The research was conducted by Julio Dávila as Principal Investigator and Adriana Allen and Pascale Hofmann as co-investigators, in collaboration with five partner institutions from India, Egypt, Tanzania, Mexico and Venezuela, with support from the UK Government's Department for International Development (DFID).

In addition, the DPU team coordinated a series of workshops at the IV WWF concerned with empowerment and democratisation in the water sector. The workshops were open to the public and were based on nine local actions from all over the world, representing innovative experiences championing citizens' action and direct democracy.
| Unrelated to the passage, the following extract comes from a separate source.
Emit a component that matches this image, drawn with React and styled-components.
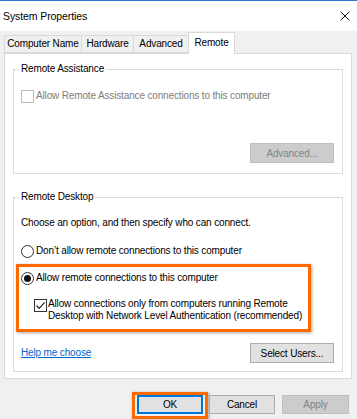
import React from "react";
import styled, { createGlobalStyle } from "styled-components";

const Global = createGlobalStyle`
  html, body { margin: 0; padding: 0; overflow: hidden; background: #f0f0f0; }
  * { box-sizing: border-box; }
  body { font-family: "Liberation Sans", Arial, sans-serif; font-size: 10px; letter-spacing: -0.15px; color: #000; }
`;

const Window = styled.div`
  width: 357px;
  height: 419px;
  background: #f0f0f0;
  overflow: hidden;
  display: flex;
  flex-direction: column;
`;

const TitleBar = styled.div`
  height: 31px;
  flex: none;
  background: #fff;
  border-top: 1px solid #2b79d0;
  display: flex;
  align-items: center;
  justify-content: space-between;
  padding: 0 7px 0 3px;
`;

const Title = styled.span`
  font-size: 10.5px;
  letter-spacing: -0.1px;
  line-height: 14px;
`;

const Body = styled.div`
  padding: 1px 5px 0 4px;
  display: flex;
  flex-direction: column;
`;

const TabStrip = styled.div`
  display: flex;
  align-items: flex-end;
  height: 21px;
  position: relative;
  z-index: 1;
`;

const Tab = styled.div`
  width: ${(p) => p.$w}px;
  flex: none;
  height: ${(p) => (p.$active ? "22px" : "18px")};
  margin-bottom: ${(p) => (p.$active ? "-1px" : "0")};
  margin-left: -1px;
  &:first-child { margin-left: 0; }
  border: 1px solid #d9d9d9;
  border-bottom: ${(p) => (p.$active ? "none" : "1px solid #d9d9d9")};
  background: ${(p) => (p.$active ? "#fff" : "#f0f0f0")};
  display: flex;
  align-items: center;
  justify-content: center;
  white-space: nowrap;
  line-height: 12px;
  ${(p) => (p.$active ? "padding-bottom: 1px;" : "")}
`;

const Panel = styled.div`
  height: 326px;
  background: #fff;
  border: 1px solid #d9d9d9;
  padding: 0 8px;
  display: flex;
  flex-direction: column;
`;

const Group = styled.fieldset`
  margin: ${(p) => p.$top}px 0 0 0;
  padding: 0;
  border: 1px solid #dcdcdc;
  min-width: 0;
`;

const Legend = styled.legend`
  margin-left: 5px;
  padding: 0 2px;
  line-height: 14px;
`;

const GroupContent = styled.div`
  padding: ${(p) => p.$pt}px 8px ${(p) => p.$pb}px 7px;
  display: flex;
  flex-direction: column;
`;

const Row = styled.div`
  display: flex;
  align-items: ${(p) => (p.$top ? "flex-start" : "center")};
  gap: ${(p) => p.$gap ?? 2}px;
  margin-top: ${(p) => p.$mt ?? 0}px;
  margin-left: ${(p) => p.$ml ?? 0}px;
  line-height: ${(p) => p.$lh ?? 14}px;
  color: ${(p) => (p.$disabled ? "#7d7d7d" : "#000")};
`;

const Text = styled.span`
  line-height: inherit;
`;

const Box = styled.span`
  width: 13px;
  height: 13px;
  flex: none;
  background: #fff;
  border: 1px solid ${(p) => (p.$disabled ? "#bcbcbc" : "#333")};
  display: flex;
  align-items: center;
  justify-content: center;
  margin-top: ${(p) => p.$mt ?? 0}px;
`;

const Radio = styled.span`
  width: 13px;
  height: 13px;
  flex: none;
  border-radius: 50%;
  background: #fff;
  border: 1px solid #333;
  display: flex;
  align-items: center;
  justify-content: center;
  &::after {
    content: "";
    width: 7px;
    height: 7px;
    border-radius: 50%;
    background: ${(p) => (p.$checked ? "#111" : "transparent")};
  }
`;

const Highlight = styled.div`
  border: 3px solid #ff6a00;
  box-shadow: 1px 1px 3px rgba(0, 0, 0, 0.35);
  width: ${(p) => p.$w}px;
  margin: ${(p) => p.$m};
  padding: ${(p) => p.$p};
  display: flex;
  flex-direction: column;
  flex: none;
`;

const BottomRow = styled.div`
  display: flex;
  align-items: center;
  justify-content: space-between;
  margin-top: ${(p) => p.$mt}px;
`;

const Link = styled.a`
  color: #0066cc;
  text-decoration: underline;
  line-height: 14px;
  cursor: pointer;
`;

const Button = styled.button`
  width: ${(p) => p.$w}px;
  height: ${(p) => p.$h ?? 19}px;
  flex: none;
  margin: ${(p) => p.$m ?? "0"};
  font-family: inherit;
  font-size: 10px;
  letter-spacing: -0.15px;
  padding: 0;
  background: ${(p) => (p.disabled ? "#cccccc" : "#e1e1e1")};
  border: 1px solid ${(p) => (p.disabled ? "#bfbfbf" : p.$default ? "#0078d7" : "#adadad")};
  box-shadow: ${(p) => (p.$default ? "inset 0 0 0 1px #0078d7" : "none")};
  color: ${(p) => (p.disabled ? "#838383" : "#000")};
  align-self: ${(p) => (p.$end ? "flex-end" : "auto")};
`;

const Footer = styled.div`
  display: flex;
  justify-content: flex-end;
  align-items: flex-start;
  margin-top: 13px;
  padding-right: 3px;
`;

const CloseIcon = () => (
  <svg width="10" height="10" viewBox="0 0 10 10">
    <path d="M0.5 0.5 L9.5 9.5 M9.5 0.5 L0.5 9.5" stroke="#111" strokeWidth="1" fill="none" />
  </svg>
);

const Check = () => (
  <svg width="11" height="11" viewBox="0 0 11 11">
    <path d="M1.5 5.5 L4.2 8.3 L9.6 2.4" stroke="#222" strokeWidth="1.2" fill="none" />
  </svg>
);

export default function App() {
  return (
    <>
      <Global />
      <Window>
        <TitleBar>
          <Title>System Properties</Title>
          <CloseIcon />
        </TitleBar>
        <Body>
          <TabStrip>
            <Tab $w={78}>Computer Name</Tab>
            <Tab $w={53}>Hardware</Tab>
            <Tab $w={56}>Advanced</Tab>
            <Tab $w={47} $active>Remote</Tab>
          </TabStrip>
          <Panel>
            <Group $top={8}>
              <Legend>Remote Assistance</Legend>
              <GroupContent $pt={13} $pb={10}>
                <Row $disabled>
                  <Box $disabled />
                  <Text>Allow Remote Assistance connections to this computer</Text>
                </Row>
                <Button disabled $w={84} $h={20} $end $m="40px 0 0 0">
                  Advanced...
                </Button>
              </GroupContent>
            </Group>
            <Group $top={16}>
              <Legend>Remote Desktop</Legend>
              <GroupContent $pt={12} $pb={8}>
                <Row>
                  <Text>Choose an option, and then specify who can connect.</Text>
                </Row>
                <Row $mt={14}>
                  <Radio />
                  <Text>Don’t allow remote connections to this computer</Text>
                </Row>
                <Highlight $w={295} $m="6px 0 0 -5px" $p="4px 0 7px 2px">
                  <Row>
                    <Radio $checked />
                    <Text>Allow remote connections to this computer</Text>
                  </Row>
                  <Row $top $mt={13} $ml={13} $lh={12} $gap={1}>
                    <Box $mt={1}>
                      <Check />
                    </Box>
                    <Text>
                      Allow connections only from computers running Remote
                      <br />
                      Desktop with Network Level Authentication (recommended)
                    </Text>
                  </Row>
                </Highlight>
                <BottomRow $mt={11}>
                  <Link>Help me choose</Link>
                  <Button $w={84} $h={20}>Select Users...</Button>
                </BottomRow>
              </GroupContent>
            </Group>
          </Panel>
          <Footer>
            <Highlight $w={76} $m="0" $p="0 2px 2px 2px">
              <Button $default $w={66}>OK</Button>
            </Highlight>
            <Button $w={66} $m="3px 0 0 1px">Cancel</Button>
            <Button disabled $w={67} $m="3px 0 0 7px">Apply</Button>
          </Footer>
        </Body>
      </Window>
    </>
  );
}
Adriana Allen reported: "These were not simply cases of community-led water provision at the local level but good examples of specific strategies deployed to bring to the fore indigenous water knowledge systems, social mobilisation against the construction of large and high-impact infrastructural projects, gender-aware collective action, appropriate technologies, fair and cost-effective partnerships with local water providers and more accountable and transparent relations between citizens, local providers and municipal governments".    

The workshops were very well attended and gave place to an animated debate.

The conclusions and a number of key questions and recommendations fed into a high level multi-stakeholder panel on empowerment and democratisation that informed the Ministerial Conference at the end of the forum.

This panel was chaired by Julia Carabias and included Barbara Frost, WaterAid Executive Director; Pedro Arrojo, President New Water Culture; Ger Bergkamp, Head Water Programme IUCN and Margaret Catley Carson, Chair Global Water Partnership, in addition to four local activists and Adriana Allen from UCL. She said: "Perhaps one of the most interesting outcomes of the panel was the commitment on the part of the organisations involved to embark into a specific project exploring what specific conditions strengthen and constrain an 'enabling environment' to expand and deepen citizens action, a challenge that the DPU is committed to pursue".